1. Strong Quarterly Earnings

Baker Hughes reported Q1 2026 net income of $930 million, up 131% from $402 million in Q1 2025, and diluted EPS rose to $0.93 from $0.40. Revenue increased 1.6% to $6.5 billion and adjusted EBITDA climbed 11.7% to $1.1 billion, while adjusted net income reached $573 million, a 12% gain.

2. Cash Flow and Segment Performance

Operating cash flow declined 29% to $500 million from $709 million a year earlier. The oilfield services and equipment (OFSE) segment saw revenue fall 7% to $3.2 billion due to SPC disposals and Middle East disruptions, though segment orders remained flat at $3.2 billion.

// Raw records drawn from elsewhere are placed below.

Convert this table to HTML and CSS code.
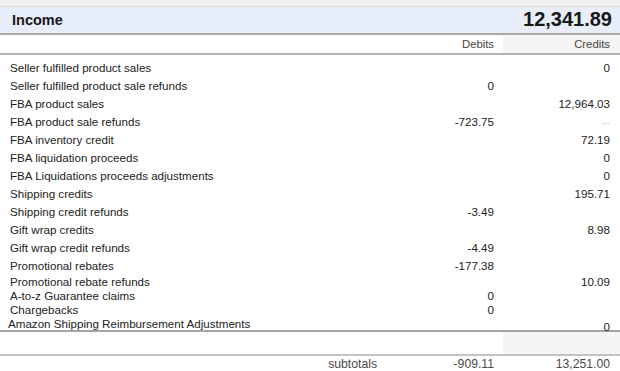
FILE: index.html
```html
<!DOCTYPE html>
<html>
<head>
<meta charset="utf-8">
<link rel="stylesheet" href="styles.css">
</head>
<body>
<div class="report">
  <div class="topband"></div>
  <div class="title">
    <span class="title-label">Income</span>
    <span class="title-total">12,341.89</span>
  </div>
  <div class="grid colhead">
    <span></span>
    <span class="num">Debits</span>
    <span class="num credit shade">Credits</span>
  </div>
  <div class="rows">
    <div class="grid row"><span class="label">Seller fulfilled product sales</span><span class="num"></span><span class="num credit">0</span></div>
    <div class="grid row"><span class="label">Seller fulfilled product sale refunds</span><span class="num">0</span><span class="num credit"></span></div>
    <div class="grid row"><span class="label">FBA product sales</span><span class="num"></span><span class="num credit">12,964.03</span></div>
    <div class="grid row"><span class="label">FBA product sale refunds</span><span class="num">-723.75</span><span class="num credit faint">...</span></div>
    <div class="grid row"><span class="label">FBA inventory credit</span><span class="num"></span><span class="num credit">72.19</span></div>
    <div class="grid row"><span class="label">FBA liquidation proceeds</span><span class="num"></span><span class="num credit">0</span></div>
    <div class="grid row"><span class="label">FBA Liquidations proceeds adjustments</span><span class="num"></span><span class="num credit">0</span></div>
    <div class="grid row"><span class="label">Shipping credits</span><span class="num"></span><span class="num credit">195.71</span></div>
    <div class="grid row"><span class="label">Shipping credit refunds</span><span class="num">-3.49</span><span class="num credit"></span></div>
    <div class="grid row"><span class="label">Gift wrap credits</span><span class="num"></span><span class="num credit">8.98</span></div>
    <div class="grid row"><span class="label">Gift wrap credit refunds</span><span class="num">-4.49</span><span class="num credit"></span></div>
    <div class="grid row"><span class="label">Promotional rebates</span><span class="num">-177.38</span><span class="num credit"></span></div>
    <div class="grid row tight"><span class="label">Promotional rebate refunds</span><span class="num"></span><span class="num credit">10.09</span></div>
    <div class="grid row tight"><span class="label">A-to-z Guarantee claims</span><span class="num">0</span><span class="num credit"></span></div>
    <div class="grid row tight"><span class="label">Chargebacks</span><span class="num">0</span><span class="num credit"></span></div>
    <div class="grid row tight"><span class="label flush">Amazon Shipping Reimbursement Adjustments</span><span class="num"></span><span class="num credit low">0</span></div>
  </div>
  <div class="grid spacer">
    <span></span><span></span><span class="shade"></span>
  </div>
  <div class="grid subtotals">
    <span class="sub-label">subtotals</span>
    <span class="num">-909.11</span>
    <span class="num credit">13,251.00</span>
  </div>
</div>
</body>
</html>
```

FILE: styles.css
```css
html, body {
  margin: 0;
  padding: 0;
  background: #ffffff;
}

body {
  font-family: "Liberation Sans", Arial, sans-serif;
  color: #222222;
}

.report {
  width: 620px;
  display: flex;
  flex-direction: column;
}

.topband {
  height: 6px;
  background: #f1f1f1;
  border-bottom: 1px solid #dcdcdc;
}

.title {
  height: 26px;
  background: #e7eef9;
  border-bottom: 2px solid #a9a9a9;
  display: flex;
  align-items: center;
  justify-content: space-between;
  padding: 0 8px 0 12px;
}

.title-label {
  font-weight: bold;
  font-size: 14.5px;
  color: #181818;
}

.title-total {
  font-weight: bold;
  font-size: 20px;
  color: #181818;
  position: relative;
  top: -1px;
}

.grid {
  display: grid;
  grid-template-columns: 1fr 110px 117px;
  align-items: center;
}

.colhead {
  height: 18px;
  border-bottom: 2px solid #b3b3b3;
  font-size: 11.3px;
  color: #444444;
}

.colhead > span {
  height: 100%;
  display: flex;
  align-items: center;
  justify-content: flex-end;
}

.shade {
  background: #f5f5f5;
}

.num {
  text-align: right;
  padding-right: 9px;
}

.credit {
  padding-right: 10px;
}

.rows {
  padding-top: 3px;
  display: flex;
  flex-direction: column;
  font-size: 11.6px;
  color: #222222;
}

.row {
  height: 18px;
}

.row.tight {
  height: 14px;
}

.label {
  padding-left: 10px;
  white-space: nowrap;
}

.label.flush {
  padding-left: 8px;
}

.faint {
  color: #aaaaaa;
  font-size: 9px;
}

.low {
  position: relative;
  top: 3px;
}

.spacer {
  height: 22px;
  border-top: 2px solid #a3a3a3;
  border-bottom: 2px solid #c2c2c2;
}

.spacer > span {
  height: 100%;
}

.subtotals {
  height: 15px;
  font-size: 12.2px;
  color: #4a4a4a;
}

.sub-label {
  text-align: right;
  padding-right: 16px;
}
```
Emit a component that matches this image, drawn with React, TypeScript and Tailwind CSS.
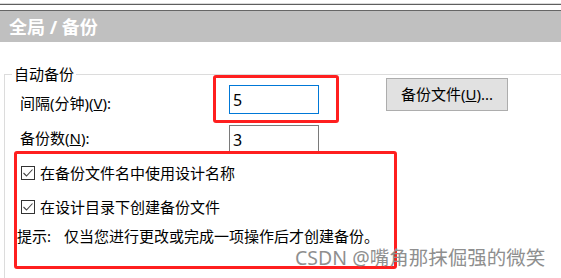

3. Major International Contracts

During the quarter, Baker Hughes secured a 91 km flexible pipe supply deal with Petrobras for Brazil’s pre-salt and post-salt fields, a three-year well construction contract with YPF Argentina for Vaca Muerta, subsea systems work for Turkish Petroleum in the Black Sea, and a 43-well drilling project in Kenya with Gulf Energy E&P.

4. Asset Disposals and Joint Venture

Baker Hughes completed a joint venture with a Cactus subsidiary for its SPC product line, netting $344.5 million while retaining a 35% stake. It also sold its Precision Sensors & Instrumentation business to Crane Company for $1.15 billion, bolstering its liquidity.